Pilar armó su taller, empezó una tecnicatura con Jorge Fernández Chiti, del Instituto de Ceramología Condorhuasi, y tuvo su primera alumna, Anabel, una toba que le enseñó cestería a cambio de aprender cerámica. “No me voy a olvidar nunca porque ella vino y le dije, “bueno, Anabel, qué querés hacer? Un Pikachu. ¿Cómo un Pikachu?” Y se hizo un Pikachu para guardar su plata, le hizo un hueco y... ¿Entendés? Una dice, “...te va a decir que quiere tal pieza...No, un Pikachu”.
Serena y al ritmo de las estaciones
Hace seis años, Pilar, Emilio, Aimé y Tupac viven en la Seccional El Churcal, dentro del Parque Nacional Los Cardones, cerca de la Recta del Tintin, de Payogasta, de Cachi. Aimé, nació en San Luis, y Tupi, como le dicen ellos, en Salta capital “...pero empecé el trabajo de parto en casa. Bajé la Cuesta del Obispo con contracciones”. Vida nómade y tranquila, serena. Tal vez por eso, La Serena se llama el taller que Pilar construyó en Payogasta. Un puente entre ella, la tierra, la luz del sol. Una chacana de adobe, piedra, barro y caña, a la vera de la RN40.
René Mamani fue uno de los albañiles que hizo la edificación, usando su oficio, aunque sin saber adónde iban. ¿Una construcción con qué forma? Un día, le confesó a Pilar que no entendía lo que ella quería, pero que igual la siguió –el vértigo que muchas veces propone el arte–. De él, ella dice que aprendió mucho. Que a veces el hombre no iba porque tenía que cosechar tomates, que ella se enojaba, que hablaba consigo misma hasta que entendía. “Yo quiero que venga a trabajar. No, Pili, el tipo va a seguir teniendo el campo, su rastrojo, sus gallinas, sus animales. Eso es su fuente de ingresos.” El taller se construyó al ritmo de las estaciones.
Cuatro veces al año, Pilar organiza jornadas artísticas de tres días y con un cupo máximo de 10 personas. Incluyen alojamiento, almuerzo, delicias como bizochuelo, fruta, té rico, y el trabajo en el taller.
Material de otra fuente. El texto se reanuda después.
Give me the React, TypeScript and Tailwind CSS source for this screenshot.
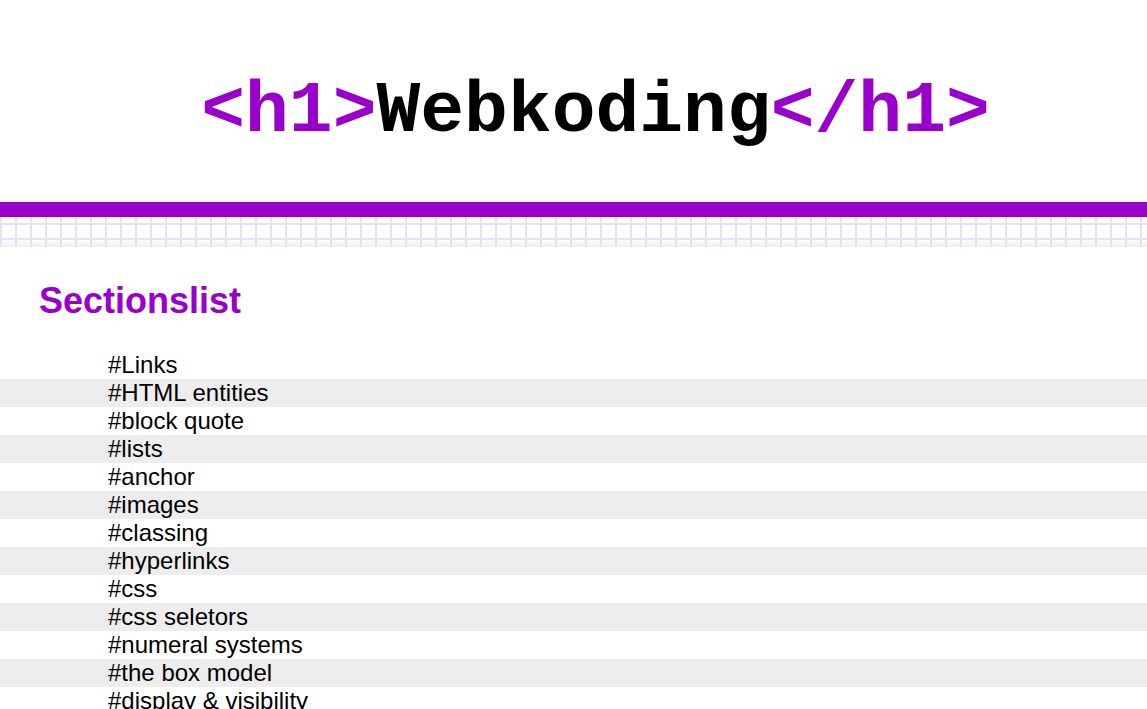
const sections = [
  "#Links",
  "#HTML entities",
  "#block quote",
  "#lists",
  "#anchor",
  "#images",
  "#classing",
  "#hyperlinks",
  "#css",
  "#css seletors",
  "#numeral systems",
  "#the box model",
  "#display & visibility",
];

const App = () => {
  return (
    <div className="w-full min-h-screen bg-white font-['Liberation_Sans',Arial,sans-serif] text-black">
      <header className="h-[202px] pt-[76px] pl-[44px] text-center">
        <h1 className="font-['Courier_New','Liberation_Mono',monospace] text-[73px] leading-[72px] font-bold whitespace-nowrap">
          <span className="text-[#9900cc]">&lt;h1&gt;</span>
          <span>Webkoding</span>
          <span className="text-[#9900cc]">&lt;/h1&gt;</span>
        </h1>
      </header>

      <div className="h-[15px] bg-[#9900cc]"></div>
      <div className="h-[30px] [background-image:linear-gradient(to_right,#e1e1f9_0,#e1e1f9_2px,transparent_2px),linear-gradient(to_bottom,#e1e1f9_0,#e1e1f9_2px,transparent_2px),linear-gradient(to_bottom,#ffffff_0,#ffffff_21px,#f1f1f1_30px)] [background-size:15px_100%,100%_15px,100%_100%] [background-position:0_0,0_6px,0_0]"></div>

      <main className="pt-[33px]">
        <h2 className="pl-[39px] text-[36px] leading-[41px] font-bold text-[#9900cc]">
          Sectionslist
        </h2>
        <ul className="mt-[30px]">
          {sections.map((s, i) => (
            <li
              key={s}
              className={
                i % 2 === 1
                  ? "pl-[108px] h-[28px] text-[24px] leading-[28px] bg-[#ededed]"
                  : "pl-[108px] h-[28px] text-[24px] leading-[28px] bg-white"
              }
            >
              {s}
            </li>
          ))}
        </ul>
      </main>
    </div>
  );
};

export default App;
Comienzan con meditaciones. “Nos vamos para allá, entre unos algarrobos que tengo, y hacemos unos vuelos para conectarnos con la naturaleza. Respirar.” Pasan días entre la arcilla, el torno, las formas que de a poco llegan. El taller finaliza, Pilar cocina las piezas en el horno y las envía por correo. Mientras, o durante, sigue encontrando. “Yo estoy en una búsqueda. Porque acá la arcilla local es de baja temperatura. La cerámica arqueológica es alucinante, pero ellos tenían una sapienza y sabían que tenían que hornear a esa temperatura, 850, 900... grados como mucho. Y digo, estoy acá, tengo que usar la arcilla local, entonces estoy en ese proceso.”. Así de espiralado es el camino del arte. En cada vuelta una pregunta más, una técnica nueva. La imaginación, una vez que florece, no se detiene.